TASK BRIEF — Without the pictures, extract every line from the start of the material to the line containing "import React from 'react';", both ends included.
** BEGIN GIVEN DATA **
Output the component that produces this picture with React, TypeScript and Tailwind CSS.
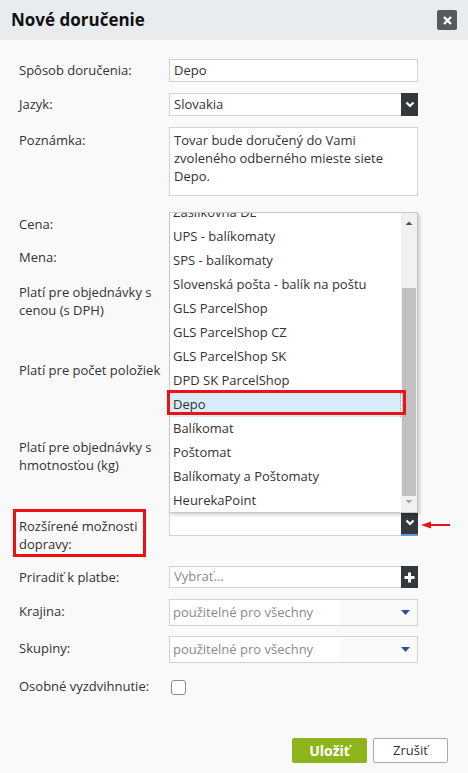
import React from 'react';

const options = [
  'Zásilkovňa DE',
  'UPS - balíkomaty',
  'SPS - balíkomaty',
  'Slovenská pošta - balík na poštu',
  'GLS ParcelShop',
  'GLS ParcelShop CZ',
  'GLS ParcelShop SK',
  'DPD SK ParcelShop',
  'Depo',
  'Balíkomat',
  'Poštomat',
  'Balíkomaty a Poštomaty',
  'HeurekaPoint',
];

function Chevron() {
  return (
    <svg width="10" height="7" viewBox="0 0 10 7">
      <path d="M1.5 1.5 L5 5 L8.5 1.5" fill="none" stroke="#fff" strokeWidth="2.2" />
    </svg>
  );
}

function BlueCaret() {
  return (
    <svg width="9" height="5" viewBox="0 0 9 5" className="mr-[7px]">
      <path d="M0 0 H9 L4.5 5 Z" fill="#2f4fa6" />
    </svg>
  );
}

function Label({ children, pt }: { children: React.ReactNode; pt: string }) {
  return <div className={`w-[150px] shrink-0 leading-[18px] ${pt}`}>{children}</div>;
}

export default function App() {
  return (
    <div
      className="h-[773px] w-[468px] bg-[#f9f9f9] text-[13px] text-[#333]"
      style={{ fontFamily: '"Open Sans", "Liberation Sans", sans-serif' }}
    >
      <div className="flex h-[40px] items-center justify-between bg-[#e9ecef] pl-[11px] pr-[11px]">
        <h1 className="text-[17px] font-bold text-[#111]">Nové doručenie</h1>
        <button className="flex h-[20px] w-[20px] items-center justify-center rounded-[2px] bg-[#575b5f]">
          <svg width="9" height="9" viewBox="0 0 9 9">
            <path d="M1 1 L8 8 M8 1 L1 8" stroke="#fff" strokeWidth="2.4" />
          </svg>
        </button>
      </div>

      <div className="flex flex-col pl-[19px] pr-[20px] pt-[19px]">
        <div className="flex">
          <Label pt="pt-[2px]">Spôsob doručenia:</Label>
          <div className="flex h-[23px] w-[249px] items-center border border-[#d2d2d2] bg-white pl-[4px]">Depo</div>
        </div>

        <div className="mt-[11px] flex">
          <Label pt="pt-[2px]">Jazyk:</Label>
          <div className="flex h-[23px] w-[249px] items-center justify-between border border-[#d2d2d2] bg-white pl-[4px]">
            <span>Slovakia</span>
            <span className="-mr-px flex h-[23px] w-[17px] items-center justify-center bg-[#33383c]">
              <Chevron />
            </span>
          </div>
        </div>

        <div className="mt-[11px] flex">
          <Label pt="pt-[4px]">Poznámka:</Label>
          <div className="h-[69px] w-[249px] border border-[#d2d2d2] bg-white px-[4px] pt-[3px] leading-[18px]">
            Tovar bude doručený do Vami zvoleného odberného mieste siete Depo.
          </div>
        </div>

        <div className="flex flex-col leading-[18px]">
          <div className="mt-[19px]">Cena:</div>
          <div className="mt-[15px]">Mena:</div>
          <div className="mt-[17px] w-[140px]">Platí pre objednávky s cenou (s DPH)</div>
          <div className="mt-[42px]">Platí pre počet položiek</div>
          <div className="mt-[59px] w-[140px]">Platí pre objednávky s hmotnosťou (kg)</div>
        </div>

        <div className="mt-[38px] flex">
          <div className="-ml-[6px] -mt-[3px] mr-[23px] w-[133px] shrink-0 border-[3px] border-[#ee1111] pb-[1px] pl-[3px] pt-[5px] leading-[18px]">
            Rozšírené možnosti dopravy:
          </div>
          <div className="relative flex h-[24px] w-[249px] items-center justify-end border border-[#d2d2d2] bg-white">
            <span className="-mr-px -mt-px flex h-[24px] w-[17px] items-center justify-center border-b-2 border-[#5b9bd5] bg-[#33383c]">
              <Chevron />
            </span>
            <svg width="30" height="8" viewBox="0 0 30 8" className="absolute left-[251px] top-[8px]">
              <path d="M0 4 L10 0.5 L10 3 H29 V5 H10 L10 7.5 Z" fill="#e8141a" />
            </svg>

            <div className="absolute bottom-full left-[-1px] h-[301px] w-[249px] overflow-hidden border border-[#c8c8c8] bg-white shadow-[2px_2px_3px_rgba(0,0,0,0.18)]">
              <div className="-mt-[12px] mr-[16px]">
                {options.map((o) => (
                  <div
                    key={o}
                    className={`relative flex h-[24px] items-center pl-[3px] ${
                      o === 'Depo' ? 'border-r border-dotted border-[#7aa7d8] bg-[#d7ebf8]' : ''
                    }`}
                  >
                    {o}
                  </div>
                ))}
              </div>
              <div className="absolute bottom-0 right-0 top-0 w-[16px] bg-[#f1f1f1]">
                <svg width="16" height="16" viewBox="0 0 16 16" className="absolute left-0 top-[2px]">
                  <path d="M4.5 10 L8 6.5 L11.5 10 Z" fill="#505050" />
                </svg>
                <div className="absolute left-[1px] right-[1px] top-[75px] h-[208px] bg-[#c1c1c1]" />
                <svg width="16" height="16" viewBox="0 0 16 16" className="absolute bottom-[2px] left-0">
                  <path d="M4.5 6 L8 9.5 L11.5 6 Z" fill="#a3a3a3" />
                </svg>
              </div>
            </div>
            <div className="pointer-events-none absolute bottom-[120px] left-[-3px] h-[25px] w-[239px] border-[3px] border-[#ee1111]" />
          </div>
        </div>

        <div className="mt-[9px] flex">
          <Label pt="pt-[2px]">Priradiť k platbe:</Label>
          <div className="flex h-[22px] w-[249px] items-center justify-between border border-[#d2d2d2] bg-white pl-[4px]">
            <span className="text-[#8a8a8a]">Vybrať...</span>
            <span className="-mr-px flex h-[22px] w-[17px] items-center justify-center bg-[#33383c]">
              <svg width="11" height="11" viewBox="0 0 11 11">
                <path d="M5.5 0.5 V10.5 M0.5 5.5 H10.5" stroke="#fff" strokeWidth="3" />
              </svg>
            </span>
          </div>
        </div>

        <div className="mt-[11px] flex">
          <Label pt="pt-[3px]">Krajina:</Label>
          <div className="flex h-[27px] w-[249px] items-center justify-between border border-[#d2d2d2] bg-[#fafafa]">
            <span className="flex h-[25px] w-[170px] items-center bg-white pl-[3px] text-[#8a8a8a]">použitelné pro všechny</span>
            <BlueCaret />
          </div>
        </div>

        <div className="mt-[10px] flex">
          <Label pt="pt-[3px]">Skupiny:</Label>
          <div className="flex h-[27px] w-[249px] items-center justify-between border border-[#d2d2d2] bg-[#fafafa]">
            <span className="flex h-[25px] w-[170px] items-center bg-white pl-[3px] text-[#8a8a8a]">použitelné pro všechny</span>
            <BlueCaret />
          </div>
        </div>

        <div className="mt-[14px] flex">
          <Label pt="pt-0">Osobné vyzdvihnutie:</Label>
          <div className="ml-[2px] mt-[3px] h-[15px] w-[15px] rounded-[3px] border-[1.5px] border-[#8c8c8c] bg-white" />
        </div>

        <div className="mt-[43px] flex justify-end gap-[6px]">
          <button className="h-[25px] w-[75px] rounded-[2px] bg-[#8db51b] text-[14px] font-bold text-white">Uložiť</button>
          <button className="h-[25px] w-[75px] rounded-[2px] border border-[#a9a9a9] bg-white text-[13px] text-[#333]">Zrušiť</button>
        </div>
      </div>
    </div>
  );
}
** END GIVEN DATA **
FINISHED EXERCISE —
Output the component that produces this picture with React, TypeScript and Tailwind CSS.
import React from 'react';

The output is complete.